The scripts should examine the values of the arguments passed in and take any necessary action based upon those values. The best way to understand how event handlers should work is to see and example. Lucky for you, one is provided below. There are also some sample event handler scripts included in the eventhandlers/ subdirectory of the Nagios distribution. Some of these sample scripts demonstrate the use of external commands to implement redundant monitoring hosts.

Permissions For Event Handler Commands

Any event handler commands you configure will execute with the same permissions as the user under which Nagios is running on your machine. This presents a problem with scripts that attempt to restart system services, as root privileges are generally required to do these sorts of tasks.

Ideally you should evaluate the types of event handlers you will be implementing and grant just enough permissions to the Nagios user for executing the necessary system commands. You might want to try using sudo to accomplish this. Implementation of this is your job, so read the docs and decide if its what you need.

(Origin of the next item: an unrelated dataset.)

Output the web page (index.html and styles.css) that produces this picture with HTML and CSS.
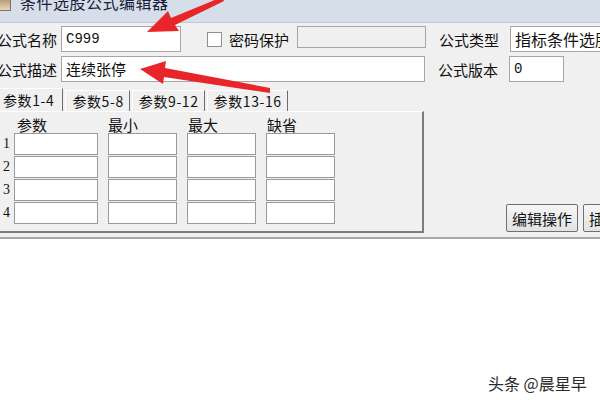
FILE: index.html
```html
<!DOCTYPE html>
<html lang="zh-CN">
<head>
  <meta charset="UTF-8" />
  <title>条件选股公式编辑器</title>
  <link rel="stylesheet" href="styles.css">
</head>
<body>
  <div class="screen">
    <div class="titlebar">
      <span class="app-icon"></span>
      <span class="title">条件选股公式编辑器</span>
    </div>

    <div class="window">
      <div class="form">
        <div class="row">
          <label class="lbl">公式名称</label>
          <div class="field name">C999</div>
          <span class="check"></span>
          <label class="lbl pwd">密码保护</label>
          <div class="field locked"></div>
          <label class="lbl type">公式类型</label>
          <div class="field kind">指标条件选股</div>
        </div>
        <div class="row">
          <label class="lbl">公式描述</label>
          <div class="field desc">连续张停</div>
          <label class="lbl type">公式版本</label>
          <div class="field version">0</div>
        </div>
      </div>

      <div class="lower">
        <div class="tabbox">
          <div class="tabs">
            <span class="tab active">参数1-4</span>
            <span class="tab">参数5-8</span>
            <span class="tab">参数9-12</span>
            <span class="tab">参数13-16</span>
          </div>
          <div class="panel">
            <div class="grid">
              <span></span>
              <span class="head h1">参数</span>
              <span class="head">最小</span>
              <span class="head h3">最大</span>
              <span class="head h3">缺省</span>

              <span class="num">1</span>
              <span class="cell"></span><span class="cell"></span><span class="cell"></span><span class="cell"></span>
              <span class="num">2</span>
              <span class="cell"></span><span class="cell"></span><span class="cell"></span><span class="cell"></span>
              <span class="num">3</span>
              <span class="cell"></span><span class="cell"></span><span class="cell"></span><span class="cell"></span>
              <span class="num">4</span>
              <span class="cell"></span><span class="cell"></span><span class="cell"></span><span class="cell"></span>
            </div>
          </div>
        </div>

        <div class="actions">
          <button class="btn">编辑操作</button>
          <button class="btn">插入函数</button>
        </div>
      </div>
    </div>

    <div class="blank">
      <span class="watermark">头条 @晨星早</span>
    </div>

    <!-- red annotation arrows drawn over the screenshot -->
    <svg class="arrows" width="600" height="400" viewBox="0 0 600 400">
      <polygon points="147,32 168,11 171,18 222,-3 224,1 175,25 179,31" fill="#e8262a"/>
      <polygon points="140,69 166,61 165,68 270,88 270,93 164,77 163,84" fill="#e8262a"/>
    </svg>
  </div>
</body>
</html>
```

FILE: styles.css
```css
body {
  margin: 0;
  font-family: "Noto Sans CJK SC", "Noto Sans", sans-serif;
  color: #111;
}

.screen {
  position: relative;
  width: 600px;
  height: 400px;
  overflow: hidden;
  background: #fff;
}

.titlebar {
  height: 22px;
  background: #d6dee9;
  border-bottom: 1px solid #c3cad4;
  display: flex;
  align-items: flex-start;
  gap: 9px;
  overflow: hidden;
}

.app-icon {
  width: 10px;
  height: 10px;
  background: linear-gradient(#b99a7c, #e8d6c0);
  border-right: 1px solid #8a6f55;
  border-bottom: 1px solid #8a6f55;
}

.title {
  font-size: 16px;
  line-height: 16px;
  margin-top: -6px;
  color: #1b1f3a;
  letter-spacing: 0.5px;
}

.window {
  height: 211px;
  background: #f0f0f0;
  border-bottom: 2px solid #a9a9a9;
  padding-top: 3px;
}

.form {
  margin-left: -3px;
  display: flex;
  flex-direction: column;
  gap: 4px;
}

.row {
  display: flex;
  align-items: center;
  height: 26px;
}

.lbl {
  font-size: 15px;
  width: 64px;
  flex: none;
}

.field {
  box-sizing: border-box;
  height: 26px;
  background: #fff;
  border: 1px solid #a6a6a6;
  font-size: 15px;
  line-height: 24px;
  padding-left: 4px;
  flex: none;
  white-space: nowrap;
  overflow: hidden;
}

.name { width: 120px; font-family: "Liberation Mono", monospace; font-size: 14px; }
.version { width: 55px; font-family: "Liberation Mono", monospace; font-size: 14px; }
.desc { width: 364px; }
.kind { width: 120px; font-size: 16px; }

.check {
  width: 13px;
  height: 13px;
  margin-left: 26px;
  background: #fff;
  border: 1px solid #8e8f8f;
  flex: none;
}

.pwd {
  width: 60px;
  margin-left: 7px;
}

.locked {
  width: 129px;
  height: 22px;
  margin-left: 8px;
  background: #f0f0f0;
  align-self: flex-start;
}

.type {
  width: 60px;
  margin-left: 13px;
  margin-right: 11px;
}

.lower {
  display: flex;
  margin-top: 6px;
  margin-left: -2px;
}

.tabbox {
  width: 426px;
  flex: none;
}

.tabs {
  display: flex;
  height: 23px;
  align-items: flex-end;
}

.tab {
  box-sizing: border-box;
  height: 21px;
  font-size: 14px;
  line-height: 20px;
  letter-spacing: 0.6px;
  padding: 0 5px 0 6px;
  border-top: 1px solid #fff;
  border-left: 1px solid #fff;
  border-right: 1px solid #6e6e6e;
  margin-right: 2px;
  background: #f0f0f0;
}

.tab.active {
  height: 23px;
  line-height: 22px;
  padding: 0 8px 0 4px;
}

.panel {
  box-sizing: border-box;
  height: 122px;
  border-top: 1px solid #fff;
  border-left: 1px solid #fff;
  border-right: 2px solid #7d7d7d;
  border-bottom: 2px solid #7d7d7d;
  padding-top: 5px;
}

.grid {
  display: grid;
  grid-template-columns: 5px 84px 69px 69px 69px;
  grid-template-rows: 15px 22px 22px 22px 22px;
  column-gap: 10px;
  row-gap: 1px;
}

.head {
  font-size: 15px;
  line-height: 15px;
}

.h1 { padding-left: 3px; }
.h3 { padding-left: 1px; }

.num {
  font-family: "Liberation Serif", serif;
  font-size: 14px;
  line-height: 22px;
  margin-left: 4px;
  justify-self: start;
}

.cell {
  background: #fff;
  border: 1px solid #9a9a9a;
}

.actions {
  flex: 1;
  display: flex;
  align-items: flex-end;
  gap: 5px;
  padding-left: 82px;
  padding-bottom: 1px;
  overflow: hidden;
}

.btn {
  box-sizing: border-box;
  flex: none;
  height: 28px;
  padding: 0 5px;
  font-family: "Noto Sans CJK SC", sans-serif;
  font-size: 15px;
  background: linear-gradient(#f6f6f6, #e2e2e2);
  border: 1px solid #707070;
  border-radius: 2px;
  color: #111;
}

.blank {
  position: relative;
  height: 160px;
}

.watermark {
  position: absolute;
  left: 488px;
  top: 132px;
  font-size: 16px;
  color: #2b2b2b;
  text-shadow: 0 0 2px #fff;
}

.arrows {
  position: absolute;
  left: 0;
  top: 0;
  pointer-events: none;
}
```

Debugging Event Handler Commands

When you are debugging event handler commands, I would highly recommend that you enable logging of service retries, host retries, and event handler commands. All of these logging options are configured in the main configuration file. Enabling logging for these options will allow you to see exactly when and why event handler commands are being executed.

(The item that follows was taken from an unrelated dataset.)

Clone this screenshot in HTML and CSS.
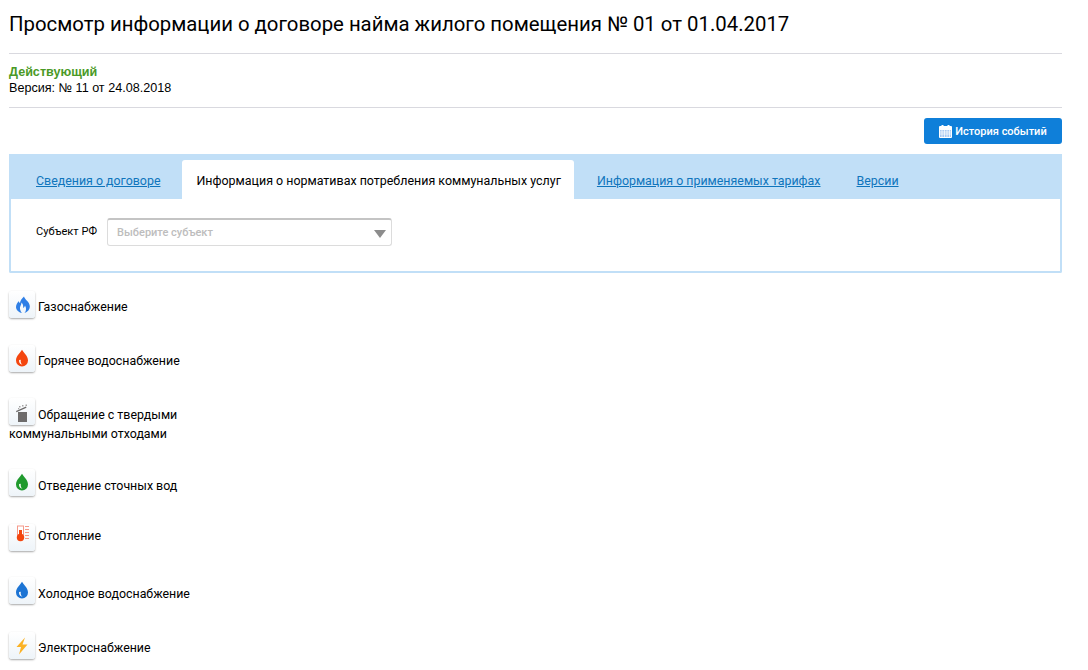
FILE: index.html
```html
<!DOCTYPE html>
<html lang="ru">
<head>
<meta charset="utf-8">
<title>Просмотр информации о договоре</title>
<link rel="stylesheet" href="styles.css">
</head>
<body>
<h1 class="title">Просмотр информации о договоре найма жилого помещения № 01 от 01.04.2017</h1>
<div class="status">
  <div class="status-active">Действующий</div>
  <div class="status-version">Версия: № 11 от 24.08.2018</div>
</div>
<div class="actions">
  <a class="btn" href="#">
    <svg class="btn-icon" width="13" height="13" viewBox="0 0 13 13"><rect x="0" y="1" width="13" height="12" rx="1" fill="#fff"/><rect x="1" y="5" width="11" height="7" fill="#a9c9f2"/><path d="M1 7h11M1 9h11M3 5v7M5.500 5v7M8 5v7M10.500 5v7" stroke="#fff" stroke-width=".7"/><rect x="2.500" y="0" width="2" height="3" fill="#fff"/><rect x="8.500" y="0" width="2" height="3" fill="#fff"/></svg>
    История событий
  </a>
</div>
<section class="panel">
  <nav class="tabs">
    <a class="tab" href="#">Сведения о договоре</a>
    <span class="tab tab-active">Информация о нормативах потребления коммунальных услуг</span>
    <a class="tab" href="#">Информация о применяемых тарифах</a>
    <a class="tab" href="#">Версии</a>
  </nav>
  <div class="filter">
    <span class="filter-label">Субъект РФ</span>
    <div class="select"><span>Выберите субъект</span><i class="select-arrow"></i></div>
  </div>
</section>
<ul class="services">
  <li class="service gap-54"><span class="ico"><svg width="18" height="20" viewBox="0 0 18 20"><path d="M11 1.500C11.500 4.500 16.500 6.500 16.800 11 17 14.500 14.500 17 11.500 18 13.500 15.500 13.500 13 12 10.500 11.500 12 11 12.500 10 13 10.500 11 10 9 8.500 7.500 8.500 10 6.500 11.500 7 14 7.300 15.500 8 17 9 18 5.500 17.300 3 15 3 12 3 9.500 4.500 8 5.500 6 5.800 7 6.200 7.500 7 8 7.200 5.500 9 3.500 11 1.500Z" fill="#2f7fe6"/></svg></span>Газоснабжение</li>
  <li class="service gap-53"><span class="ico"><svg width="18" height="20" viewBox="0 0 18 20"><path d="M9 .8C10.500 3.500 15 7 15 11.500A6 6 0 0 1 3 11.500C3 7 7.500 3.500 9 .8Z" fill="#f4460f"/><path d="M6 11.500c0 2.500 1.500 4 3.500 4.200-1.300-1-2-2.200-1.800-4.700-.5-.7-1.500-.3-1.700.5z" fill="#fff"/></svg></span>Горячее водоснабжение</li>
  <li class="service service-two service-low gap-52"><span class="ico"><svg width="18" height="20" viewBox="0 0 18 20"><path d="M5 10h9v10H5z" fill="#6d6b6b"/><path d="M3 9 13 4.500l.5 1.200L3.500 10.200z" fill="#6d6b6b"/><path d="M6 4h1.500v1.500H6zM9 3h1.500v1.500H9zM12.500 2.500h1.500V4h-1.500zM5 6h1.200v1.200H5z" fill="#a5a3a3"/></svg></span>Обращение с твердыми коммунальными отходами</li>
  <li class="service service-low gap-55"><span class="ico"><svg width="18" height="20" viewBox="0 0 18 20"><path d="M9 .8C10.500 3.500 15 7 15 11.500A6 6 0 0 1 3 11.500C3 7 7.500 3.500 9 .8Z" fill="#1f9a2e"/><path d="M6 11.500c0 2.500 1.500 4 3.500 4.200-1.300-1-2-2.200-1.800-4.700-.5-.7-1.500-.3-1.700.5z" fill="#fff"/></svg></span>Отведение сточных вод</li>
  <li class="service gap-53 service-high"><span class="ico"><svg width="18" height="26" viewBox="0 0 18 26"><rect x="4.500" y="1" width="6" height="9" fill="#fff" stroke="#f59a8a"/><rect x="6" y="5" width="3" height="7" fill="#f4460f"/><circle cx="7.500" cy="12.500" r="3.700" fill="#f4460f"/><path d="M12 1.500h4M12 4.500h4M12 7.500h4M12 10.500h4M12 13.500h4" stroke="#f59a8a"/></svg></span>Отопление</li>
  <li class="service service-low gap-55"><span class="ico"><svg width="18" height="20" viewBox="0 0 18 20"><path d="M9 .8C10.500 3.500 15 7 15 11.500A6 6 0 0 1 3 11.500C3 7 7.500 3.500 9 .8Z" fill="#1c74d4"/><path d="M6 11.500c0 2.500 1.500 4 3.500 4.200-1.300-1-2-2.200-1.800-4.700-.5-.7-1.500-.3-1.700.5z" fill="#fff"/></svg></span>Холодное водоснабжение</li>
  <li class="service"><span class="ico"><svg width="18" height="20" viewBox="0 0 18 20"><path d="M12 1.500 3.500 11h4.500L6 18.500 14.500 8.500H9.500z" fill="#fbb225"/></svg></span>Электроснабжение</li>
</ul>
</body>
</html>
```

FILE: styles.css
```css
* { box-sizing: border-box; }
html, body { margin: 0; padding: 0; }
body {
  width: 1088px;
  height: 670px;
  overflow: hidden;
  padding: 0 26px 0 9px;
  background: #fff;
  color: #000;
  font-family: Roboto, "Liberation Sans", sans-serif;
  font-size: 12px;
}
.title {
  margin: 0;
  height: 54px;
  padding-top: 11px;
  border-bottom: 1px solid #d9d9df;
  font-size: 20.350px;
  line-height: 26px;
  font-weight: 400;
}
.status {
  height: 54px;
  padding-top: 10px;
  border-bottom: 1px solid #d9d9df;
  font-family: "Liberation Sans", Arial, sans-serif;
  font-size: 12.600px;
  line-height: 16px;
}
.status-active { color: #4a9a26; font-weight: 700; }
.actions {
  display: flex;
  justify-content: flex-end;
  padding-top: 10px;
  height: 46px;
}
.btn {
  display: flex;
  align-items: center;
  justify-content: center;
  gap: 3px;
  width: 138px;
  height: 26px;
  border-radius: 3px;
  background: #0f7fd9;
  color: #fff;
  font-size: 11px;
  font-weight: 500;
  text-decoration: none;
}
.panel {
  height: 119px;
  border: 2px solid #c1dff7;
  border-top: 0;
  border-radius: 0 0 2px 2px;
}
.tabs {
  display: flex;
  align-items: flex-end;
  height: 45px;
  margin: 0 -2px;
  padding-left: 9px;
  background: #c1dff7;
  font-size: 12.400px;
}
.tab {
  padding: 0 18px;
  height: 39px;
  line-height: 41px;
  color: #0f75bc;
}
.tab-active {
  margin: 0 5px 0 4px;
  padding: 0 13px 0 14px;
  background: #fff;
  color: #000;
  font-size: 12.450px;
  border-radius: 3px 3px 0 0;
}
.filter {
  display: flex;
  align-items: center;
  gap: 10px;
  padding: 19px 0 0 25px;
}
.filter-label { font-size: 11.100px; padding-bottom: 2px; }
.select {
  position: relative;
  width: 285px;
  height: 28px;
  padding-left: 9px;
  border: 1px solid #dcdcdc;
  border-top: 2px solid #c4c4c4;
  border-radius: 3px;
  color: #bdbdbd;
  font-size: 11px;
  font-weight: 500;
  line-height: 25px;
}
.select-arrow {
  position: absolute;
  right: 5px;
  top: 10px;
  border-left: 6px solid transparent;
  border-right: 6px solid transparent;
  border-top: 8px solid #8c8c8c;
}
.services {
  list-style: none;
  margin: 18px 0 0;
  padding: 0;
  width: 190px;
  font-size: 12.400px;
  line-height: 18px;
}
.gap-52 { margin-bottom: 27px; }
.gap-53 { margin-bottom: 25px; }
.gap-54 { margin-bottom: 26px; }
.gap-55 { margin-bottom: 27px; }
.service { height: 28px; }
.service-two { height: 44px; }
.ico {
  display: inline-flex;
  align-items: center;
  justify-content: center;
  width: 26px;
  height: 27px;
  margin-right: 3px;
  vertical-align: -4px;
  border-radius: 3px;
  background: linear-gradient(#fff, #eef4f9);
  box-shadow: 0 1px 2px rgba(0,0,0,.35);
}
.service-low .ico { vertical-align: -3px; }
.service-high .ico { vertical-align: -11px; }
```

When you're done debugging your event handler commands you'll probably want to disable logging of service and host retries. They can fill up your log file fast, but if you have enabled log rotation you might not care.

Service Event Handler Example

The example below assumes that you are monitoring the HTTP server on the local machine and have specified restart-httpd as the event handler command for the HTTP service definition. Also, I will be assuming that you have set the <max_check_attempts> option for the service to be a value of 4 or greater (i.e. the service is checked 4 times before it is considered to have a real problem). An example service definition (w/ only the fields we discuss) might look like this...

define service{
	host_name			somehost
	service_description		HTTP
	max_check_attempts		4
	event_handler			restart-httpd
	...other service variables...
	}

Once the service has been defined with an event handler, we must define that event handler as a command. Notice the macros in the command line that I am passing to the event handler - these are important!

define command{
	command_name	restart-httpd
	command_line	/usr/local/nagios/libexec/eventhandlers/restart-httpd  $SERVICESTATE$ $SERVICESTATETYPE$ $SERVICEATTEMPT$
	}

Now, let's actually write the event handler script (this is the /usr/local/nagios/libexec/eventhandlers/restart-httpd file).

#!/bin/sh
#
# Event handler script for restarting the web server on the local machine
#
# Note: This script will only restart the web server if the service is
#       retried 3 times (in a "soft" state) or if the web service somehow
#       manages to fall into a "hard" error state.
#


# What state is the HTTP service in?
case "$1" in
OK)
	# The service just came back up, so don't do anything...
	;;
WARNING)
	# We don't really care about warning states, since the service is probably still running...
	;;
UNKNOWN)
	# We don't know what might be causing an unknown error, so don't do anything...
	;;
CRITICAL)
	# Aha!  The HTTP service appears to have a problem - perhaps we should restart the server...

	# Is this a "soft" or a "hard" state?
	case "$2" in
		
	# We're in a "soft" state, meaning that Nagios is in the middle of retrying the
	# check before it turns into a "hard" state and contacts get notified...
	SOFT)
			
		# What check attempt are we on?  We don't want to restart the web server on the first
		# check, because it may just be a fluke!
		case "$3" in
				
		# Wait until the check has been tried 3 times before restarting the web server.
		# If the check fails on the 4th time (after we restart the web server), the state
		# type will turn to "hard" and contacts will be notified of the problem.
		# Hopefully this will restart the web server successfully, so the 4th check will
		# result in a "soft" recovery.  If that happens no one gets notified because we
		# fixed the problem!
		3)
			echo -n "Restarting HTTP service (3rd soft critical state)..."
			# Call the init script to restart the HTTPD server
			/etc/rc.d/init.d/httpd restart
			;;
			esac
		;;
				
	# The HTTP service somehow managed to turn into a hard error without getting fixed.
	# It should have been restarted by the code above, but for some reason it didn't.
	# Let's give it one last try, shall we?  
	# Note: Contacts have already been notified of a problem with the service at this
	# point (unless you disabled notifications for this service)
	HARD)
		echo -n "Restarting HTTP service..."
		# Call the init script to restart the HTTPD server
		/etc/rc.d/init.d/httpd restart
		;;
	esac
	;;
esac
exit 0

The sample script provided above will attempt to restart the web server on the local machine in two different instances - after the HTTP service is being retried for the 3rd time (in an "soft" error state) and after the service falls into a "hard" state. The "hard" state situation shouldn't really occur, since the script should restart the service when its still in a "soft" state (i.e. the 3rd check retry), but its left as a fallback anyway.

It should be noted that the service event handler will only be execute the first time that the service falls into a "hard" state. This will prevent Nagios from continuously executing the script to restart the web server when it is in a "hard" state.